RECORDS SUPPLIED.

_ _ _ _ _

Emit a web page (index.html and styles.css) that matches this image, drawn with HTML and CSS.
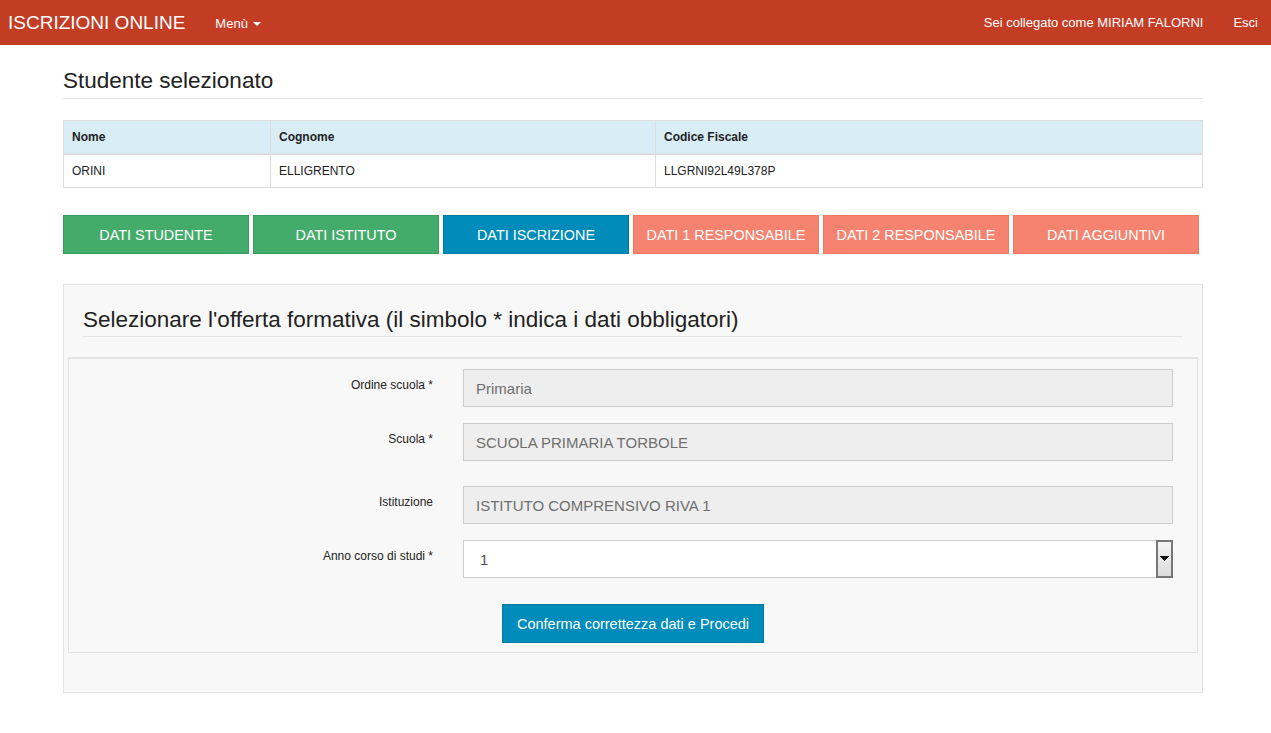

_ _ _ _ _

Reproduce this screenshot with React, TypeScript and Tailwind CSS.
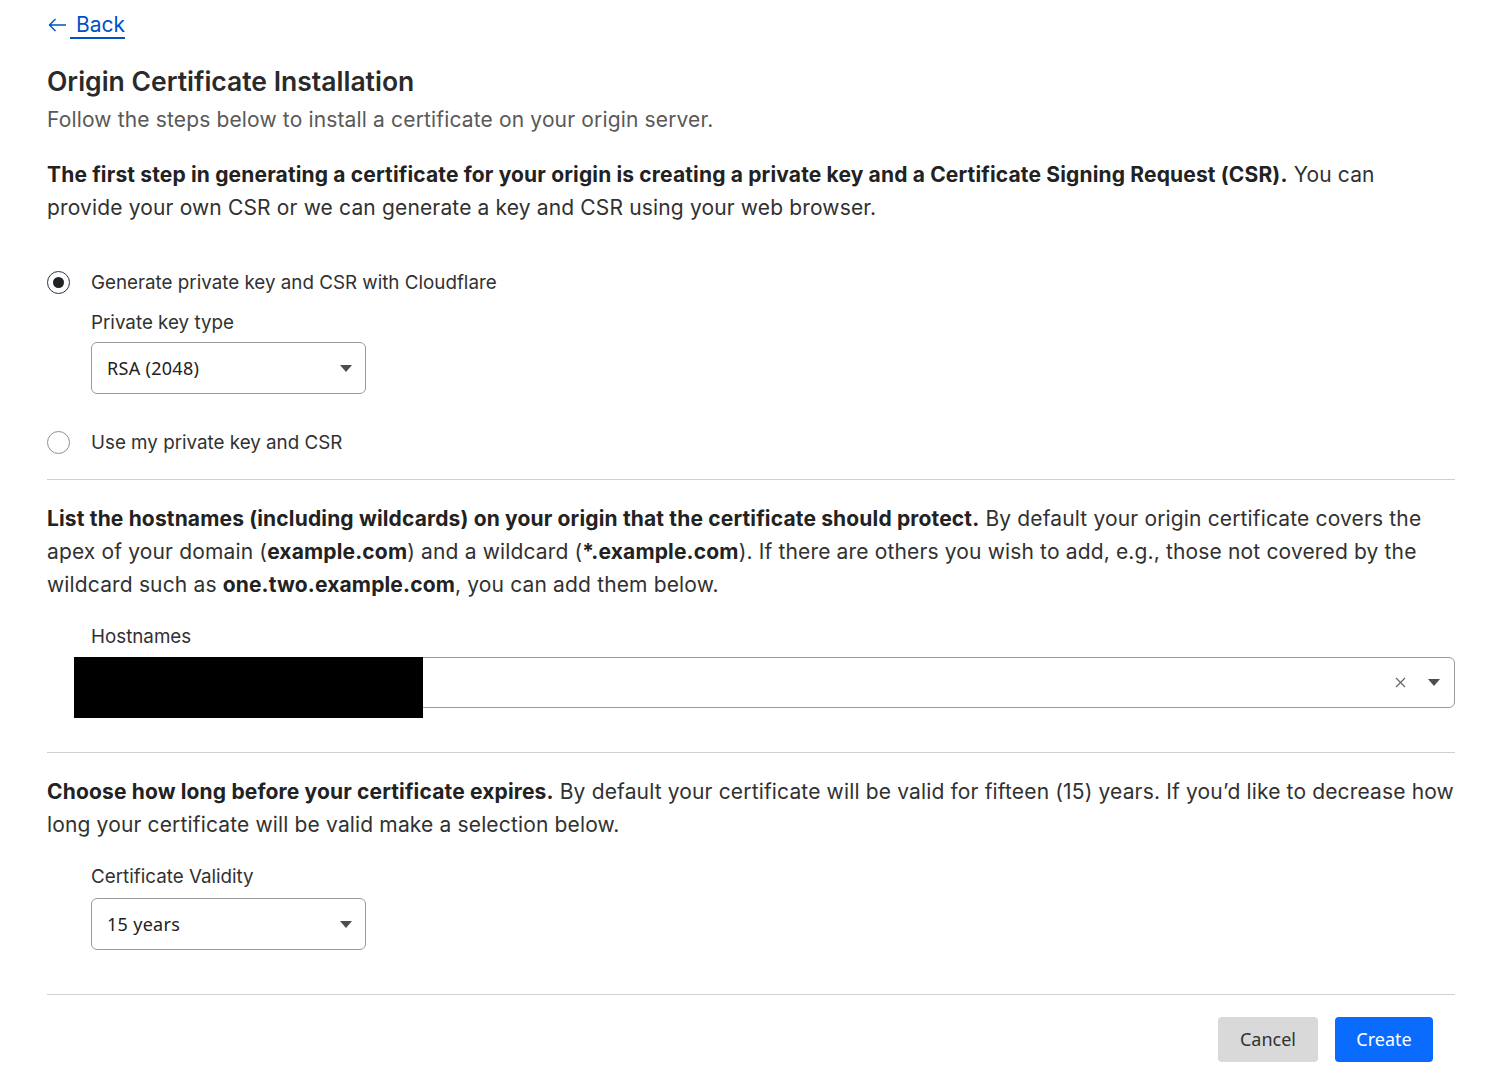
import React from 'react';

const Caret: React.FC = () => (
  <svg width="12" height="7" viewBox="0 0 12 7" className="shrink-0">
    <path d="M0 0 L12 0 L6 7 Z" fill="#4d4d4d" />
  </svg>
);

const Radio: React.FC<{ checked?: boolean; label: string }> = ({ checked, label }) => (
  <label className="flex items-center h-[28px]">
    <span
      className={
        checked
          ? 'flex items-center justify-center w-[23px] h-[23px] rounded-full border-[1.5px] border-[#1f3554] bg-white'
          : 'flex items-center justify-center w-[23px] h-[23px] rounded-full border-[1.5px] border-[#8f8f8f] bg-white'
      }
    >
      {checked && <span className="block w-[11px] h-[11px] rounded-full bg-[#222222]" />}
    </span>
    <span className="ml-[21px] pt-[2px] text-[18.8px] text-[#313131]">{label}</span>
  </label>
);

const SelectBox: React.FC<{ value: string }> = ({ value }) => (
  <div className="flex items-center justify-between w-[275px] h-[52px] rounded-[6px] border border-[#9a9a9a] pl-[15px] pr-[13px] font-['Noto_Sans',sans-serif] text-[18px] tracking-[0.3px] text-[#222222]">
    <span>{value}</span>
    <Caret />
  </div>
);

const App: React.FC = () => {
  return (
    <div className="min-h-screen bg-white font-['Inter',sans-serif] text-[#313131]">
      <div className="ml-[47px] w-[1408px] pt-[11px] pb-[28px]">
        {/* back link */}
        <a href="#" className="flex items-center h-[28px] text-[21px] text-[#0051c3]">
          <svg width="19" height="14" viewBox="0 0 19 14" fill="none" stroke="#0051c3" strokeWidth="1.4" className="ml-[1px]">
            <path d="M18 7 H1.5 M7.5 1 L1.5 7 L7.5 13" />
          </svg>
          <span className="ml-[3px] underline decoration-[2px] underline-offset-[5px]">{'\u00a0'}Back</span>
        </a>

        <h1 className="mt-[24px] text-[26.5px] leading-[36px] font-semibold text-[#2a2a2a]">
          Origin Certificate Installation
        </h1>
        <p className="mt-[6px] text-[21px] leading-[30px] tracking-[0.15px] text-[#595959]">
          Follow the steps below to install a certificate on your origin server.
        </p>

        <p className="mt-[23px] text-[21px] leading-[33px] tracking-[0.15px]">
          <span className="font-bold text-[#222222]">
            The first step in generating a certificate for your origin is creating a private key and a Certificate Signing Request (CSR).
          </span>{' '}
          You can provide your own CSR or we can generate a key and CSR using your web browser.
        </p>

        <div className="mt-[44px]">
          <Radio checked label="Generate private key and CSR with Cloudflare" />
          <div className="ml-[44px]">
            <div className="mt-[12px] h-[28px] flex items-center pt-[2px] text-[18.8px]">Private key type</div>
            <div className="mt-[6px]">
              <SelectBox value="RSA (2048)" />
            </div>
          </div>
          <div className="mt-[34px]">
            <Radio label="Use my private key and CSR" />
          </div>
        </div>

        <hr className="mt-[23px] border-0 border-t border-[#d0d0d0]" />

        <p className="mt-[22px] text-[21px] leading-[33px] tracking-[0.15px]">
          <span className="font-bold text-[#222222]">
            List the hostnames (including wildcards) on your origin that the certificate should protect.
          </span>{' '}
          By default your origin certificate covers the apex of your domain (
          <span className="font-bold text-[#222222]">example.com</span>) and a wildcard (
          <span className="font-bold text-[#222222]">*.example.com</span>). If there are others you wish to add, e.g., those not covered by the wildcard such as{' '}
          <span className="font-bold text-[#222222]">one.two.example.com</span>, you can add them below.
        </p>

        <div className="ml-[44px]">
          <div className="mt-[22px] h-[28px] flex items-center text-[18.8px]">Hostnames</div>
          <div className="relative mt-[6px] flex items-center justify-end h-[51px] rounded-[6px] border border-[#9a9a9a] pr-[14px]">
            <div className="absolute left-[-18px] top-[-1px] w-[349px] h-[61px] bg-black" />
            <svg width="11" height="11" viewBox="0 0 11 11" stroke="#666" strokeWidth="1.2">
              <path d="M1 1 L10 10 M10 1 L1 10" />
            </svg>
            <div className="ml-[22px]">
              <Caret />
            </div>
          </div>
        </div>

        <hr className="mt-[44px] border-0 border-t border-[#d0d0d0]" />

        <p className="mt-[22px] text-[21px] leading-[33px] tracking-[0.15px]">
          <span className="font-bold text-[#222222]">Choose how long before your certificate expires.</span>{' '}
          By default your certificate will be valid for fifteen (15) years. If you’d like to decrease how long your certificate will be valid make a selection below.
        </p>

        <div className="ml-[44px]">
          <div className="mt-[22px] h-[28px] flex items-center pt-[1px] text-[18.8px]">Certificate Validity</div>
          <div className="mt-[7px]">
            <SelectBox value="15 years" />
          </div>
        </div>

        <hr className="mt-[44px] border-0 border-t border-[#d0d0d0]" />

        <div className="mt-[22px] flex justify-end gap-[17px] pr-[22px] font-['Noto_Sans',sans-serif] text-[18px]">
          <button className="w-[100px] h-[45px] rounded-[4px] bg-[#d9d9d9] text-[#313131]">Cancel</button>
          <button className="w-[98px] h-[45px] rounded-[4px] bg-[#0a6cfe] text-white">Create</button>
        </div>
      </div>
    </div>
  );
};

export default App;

_ _ _ _ _

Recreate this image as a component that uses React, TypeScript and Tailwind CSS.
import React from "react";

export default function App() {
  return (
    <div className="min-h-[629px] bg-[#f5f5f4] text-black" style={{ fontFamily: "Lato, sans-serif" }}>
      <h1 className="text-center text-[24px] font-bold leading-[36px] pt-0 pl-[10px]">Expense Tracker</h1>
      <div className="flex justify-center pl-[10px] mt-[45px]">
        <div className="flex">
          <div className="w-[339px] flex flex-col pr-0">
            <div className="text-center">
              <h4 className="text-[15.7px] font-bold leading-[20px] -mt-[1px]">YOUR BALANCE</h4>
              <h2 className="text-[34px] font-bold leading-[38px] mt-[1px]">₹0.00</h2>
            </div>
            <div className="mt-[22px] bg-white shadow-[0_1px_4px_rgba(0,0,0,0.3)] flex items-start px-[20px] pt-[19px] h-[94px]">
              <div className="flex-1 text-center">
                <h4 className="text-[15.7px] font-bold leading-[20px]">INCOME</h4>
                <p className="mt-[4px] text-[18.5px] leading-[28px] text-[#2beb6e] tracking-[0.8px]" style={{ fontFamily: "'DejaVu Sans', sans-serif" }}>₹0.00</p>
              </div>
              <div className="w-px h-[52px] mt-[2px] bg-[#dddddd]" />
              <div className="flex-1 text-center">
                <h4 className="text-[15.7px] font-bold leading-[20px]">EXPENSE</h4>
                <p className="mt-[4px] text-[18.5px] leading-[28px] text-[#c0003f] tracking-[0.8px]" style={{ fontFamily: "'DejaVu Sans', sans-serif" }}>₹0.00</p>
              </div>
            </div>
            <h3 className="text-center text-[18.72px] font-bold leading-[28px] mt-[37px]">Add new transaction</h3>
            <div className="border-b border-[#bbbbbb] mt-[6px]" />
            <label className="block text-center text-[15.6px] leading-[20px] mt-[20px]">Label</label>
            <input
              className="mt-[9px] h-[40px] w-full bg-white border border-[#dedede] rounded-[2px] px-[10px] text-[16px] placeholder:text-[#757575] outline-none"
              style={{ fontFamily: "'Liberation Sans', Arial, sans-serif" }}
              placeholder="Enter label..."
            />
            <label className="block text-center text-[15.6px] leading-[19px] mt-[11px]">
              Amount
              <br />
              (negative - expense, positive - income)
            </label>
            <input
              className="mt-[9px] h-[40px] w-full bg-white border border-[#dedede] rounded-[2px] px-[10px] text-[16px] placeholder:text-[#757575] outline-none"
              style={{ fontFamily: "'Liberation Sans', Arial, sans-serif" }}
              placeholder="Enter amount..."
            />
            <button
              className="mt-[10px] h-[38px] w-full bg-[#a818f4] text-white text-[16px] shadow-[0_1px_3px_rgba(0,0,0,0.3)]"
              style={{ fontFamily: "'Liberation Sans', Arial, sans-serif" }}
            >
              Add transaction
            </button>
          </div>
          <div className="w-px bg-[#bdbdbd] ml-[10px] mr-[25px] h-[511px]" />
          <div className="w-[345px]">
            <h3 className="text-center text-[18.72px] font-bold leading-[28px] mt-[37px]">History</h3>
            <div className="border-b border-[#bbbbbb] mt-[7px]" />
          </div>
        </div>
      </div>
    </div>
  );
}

_ _ _ _ _

SET PROBLEM.
Each line holding "image" must be found and copied.

FULL ANSWER.
Emit a web page (index.html and styles.css) that matches this image, drawn with HTML and CSS.
Recreate this image as a component that uses React, TypeScript and Tailwind CSS.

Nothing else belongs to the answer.